Rotor assembly 502 may be a centrifugal rotor assembly for use in a centrifugal pump or compressor. Thus, rotor assembly 502 is preferably configured to accelerate fluid flow such that the predominant orientation of fluid flow exiting the rotor assembly during use is angled away from and substantially oblique to the rotational axis of rotor assembly 502. That is, the majority of fluid flow exiting rotor assembly 502 during use may have an orientation angled away from the rotational axis of the rotor assembly by an amount greater than 5, and preferably greater than 10, degrees. More preferably, rotor assembly 502 may be configured to accelerate fluid flow such that the predominant orientation of fluid flow exiting the rotor assembly during use is substantially perpendicular to the rotational axis of the rotor assembly (e.g., within 10, and preferably 5, degrees of perpendicular).

To achieve the flow characteristics described above, first rotor 503 and second rotor 505 of rotor assembly 502 are preferably shaped such that the diameter of hub 508 increases significantly from the top of hub 508 to the rotor assembly base. (It should be noted that hub 508 may extend from the rotor assembly base significantly further than is shown in FIG. 8.) Consequently, hub 508 may have a sloped or curved surface beneath rotor blades 504 and 506 that, when travelling from a point near the center of hub 508 through gap 507 to rotor assembly tip 512, starts in a orientation substantially parallel to the rotational axis of the rotor assembly, and ends in a orientation substantially perpendicular to the rotational axis of rotor assembly 502. Accordingly, each of rotor blades 504 and 506 includes, in an embodiment, an outer end and an inner end arranged radially closer to the center of the hub than the outer end. Rotor assembly 502 may thus be configured such that a diameter of second rotor 505 at a point proximal to the inner ends of the second row of rotor blades 506 is greater than a diameter of the first rotor 503 proximal to the inner ends of the first row of rotor blades 504. More preferably, a diameter of first rotor 503 at a point proximal to the inner ends of blades of first row of rotor blades 504 may be less than a diameter of first rotor 503 at a point proximal to the respective outer ends of blades of first row of rotor blades 504. Further, a diameter of second rotor 505 at a point proximal to the inner ends of blades of second row of rotor blades 506 may be less than a diameter of second rotor 505 at a point proximal to the outer ends of blades of second row of rotor blades 506. In addition, a diameter of second rotor 505 proximal to midpoints of each of second row of rotor blades 506 may be greater than a diameter of first rotor 503 proximal to midpoints of each of first row of rotor blades 504.

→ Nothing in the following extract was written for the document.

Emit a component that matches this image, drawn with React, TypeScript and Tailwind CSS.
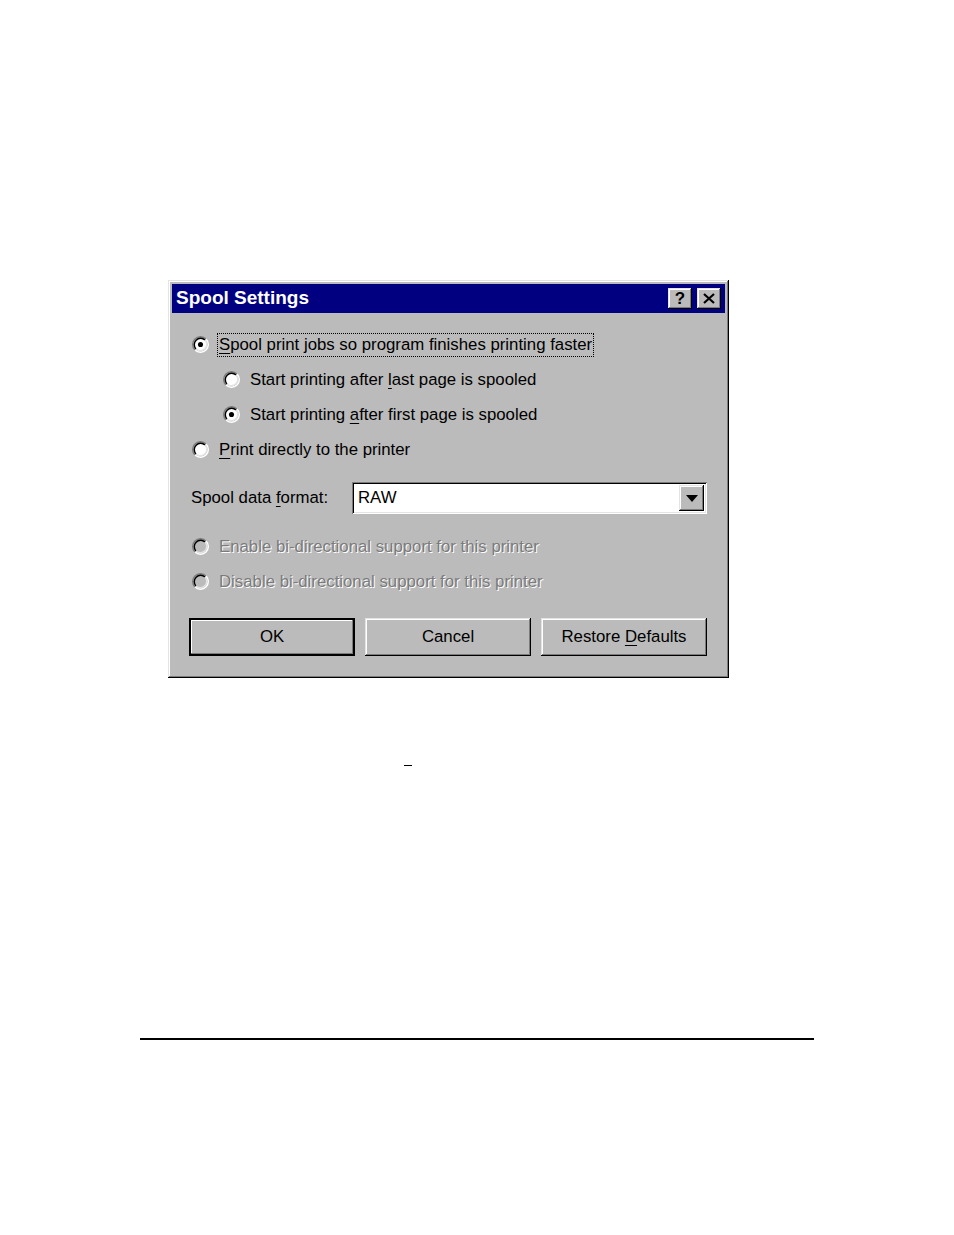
import React from 'react';

const FONT = { fontFamily: '"Liberation Sans", Arial, sans-serif' };

const raised =
  'shadow-[inset_-1px_-1px_#000,inset_1px_1px_#e4e4e4,inset_-2px_-2px_#7b7b7b,inset_2px_2px_#fff]';
const sunken =
  'shadow-[inset_1px_1px_#7b7b7b,inset_-1px_-1px_#fff,inset_2px_2px_#000,inset_-2px_-2px_#e4e4e4]';

function Radio({ checked, disabled }: { checked?: boolean; disabled?: boolean }) {
  return (
    <svg width="17" height="17" viewBox="0 0 12 12" className="shrink-0">
      <circle cx="6" cy="6" r="4.4" fill={disabled ? '#bbbbbb' : '#fff'} />
      <path d="M2.11 9.89 A5.5 5.5 0 0 1 9.89 2.11" stroke="#7b7b7b" strokeWidth="1" fill="none" />
      <path d="M9.89 2.11 A5.5 5.5 0 0 1 2.11 9.89" stroke="#fff" strokeWidth="1" fill="none" />
      <path d="M2.82 9.18 A4.5 4.5 0 0 1 9.18 2.82" stroke="#000" strokeWidth="1" fill="none" />
      <path d="M9.18 2.82 A4.5 4.5 0 0 1 2.82 9.18" stroke="#e4e4e4" strokeWidth="1" fill="none" />
      {checked && <circle cx="6" cy="6" r="1.8" fill="#000" />}
    </svg>
  );
}

function U({ children }: { children: React.ReactNode }) {
  return <span className="underline underline-offset-[3px]">{children}</span>;
}

function Option({
  children,
  checked,
  disabled,
  indent,
  focused,
}: {
  children: React.ReactNode;
  checked?: boolean;
  disabled?: boolean;
  indent?: boolean;
  focused?: boolean;
}) {
  return (
    <div className={`flex h-[35px] items-center ${indent ? 'pl-[31px]' : ''}`}>
      <Radio checked={checked} disabled={disabled} />
      <span
        className={`ml-[8px] px-[1px] leading-[22px] ${focused ? 'border border-dotted border-black' : 'border border-transparent'} ${
          disabled ? 'text-[#7b7b7b] [text-shadow:1px_1px_0_#fff]' : 'text-black'
        }`}
      >
        {children}
      </span>
    </div>
  );
}

function Button({ children, isDefault }: { children: React.ReactNode; isDefault?: boolean }) {
  return (
    <div
      className={`flex h-[38px] w-[166px] items-center justify-center bg-[#bbbbbb] text-black ${
        isDefault
          ? 'shadow-[inset_0_0_0_2px_#000,inset_-3px_-3px_#7b7b7b,inset_3px_3px_#fff]'
          : raised
      }`}
    >
      <span>{children}</span>
    </div>
  );
}

export default function App() {
  return (
    <div className="min-h-[1235px] w-[954px] bg-white pt-[280px]" style={FONT}>
      {/* dialog */}
      <div
        className={`ml-[168px] flex h-[398px] w-[561px] flex-col bg-[#bbbbbb] p-[4px] text-[16.8px] ${raised}`}
      >
        {/* title bar */}
        <div className="flex h-[29px] items-center justify-between bg-[#000080] pl-[4px] pr-[4px]">
          <span className="text-[19px] font-bold text-white">Spool Settings</span>
          <div className="flex gap-[5px]">
            <div className={`flex h-[21px] w-[24px] items-center justify-center bg-[#bbbbbb] ${raised}`}>
              <span className="text-[17px] font-bold leading-none text-black">?</span>
            </div>
            <div className={`flex h-[21px] w-[24px] items-center justify-center bg-[#bbbbbb] ${raised}`}>
              <svg width="12" height="11" viewBox="0 0 12 11">
                <path d="M1 1 L11 10 M11 1 L1 10" stroke="#000" strokeWidth="2.2" />
              </svg>
            </div>
          </div>
        </div>

        {/* body */}
        <div className="flex flex-col pl-[20px] pr-[18px] pt-[14px]">
          <Option checked focused>
            <U>S</U>pool print jobs so program finishes printing faster
          </Option>
          <Option indent>
            Start printing after <U>l</U>ast page is spooled
          </Option>
          <Option indent checked>
            Start printing <U>a</U>fter first page is spooled
          </Option>
          <Option>
            <U>P</U>rint directly to the printer
          </Option>

          <div className="mt-[15px] flex h-[32px] items-center">
            <span className="-ml-[1px] w-[161px] shrink-0">
              Spool data <U>f</U>ormat:
            </span>
            <div className={`flex h-[32px] flex-1 items-center bg-white pl-[6px] pr-[3px] ${sunken}`}>
              <span className="flex-1">RAW</span>
              <div className={`flex h-[26px] w-[25px] items-center justify-center bg-[#bbbbbb] ${raised}`}>
                <svg width="12" height="7" viewBox="0 0 12 7">
                  <path d="M0 0 H12 L6 7 Z" fill="#000" />
                </svg>
              </div>
            </div>
          </div>

          <div className="mt-[15px]">
            <Option disabled>Enable bi-directional support for this printer</Option>
            <Option disabled>Disable bi-directional support for this printer</Option>
          </div>

          <div className="mt-[19px] -ml-[3px] flex gap-[10px]">
            <Button isDefault>OK</Button>
            <Button>Cancel</Button>
            <Button>
              Restore <U>D</U>efaults
            </Button>
          </div>
        </div>
      </div>

      <div className="ml-[404px] mt-[87px] h-[1px] w-[8px] bg-black" />

      <div className="ml-[140px] mt-[272px] h-[1.5px] w-[674px] bg-black" />
    </div>
  );
}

As with rotor 102, blades of first row of rotor blades 504 may be alignable with blades of second row of rotor blades 506 in the shape of a conventional full-length blade from which a central section is removed. The benefits of such a configuration may be similar to those described above. However, there is no requirement for any specific and consistent relationship to exist between individual blades of each row of rotor assembly 502, and there may be more or fewer blades in any row than in any other row.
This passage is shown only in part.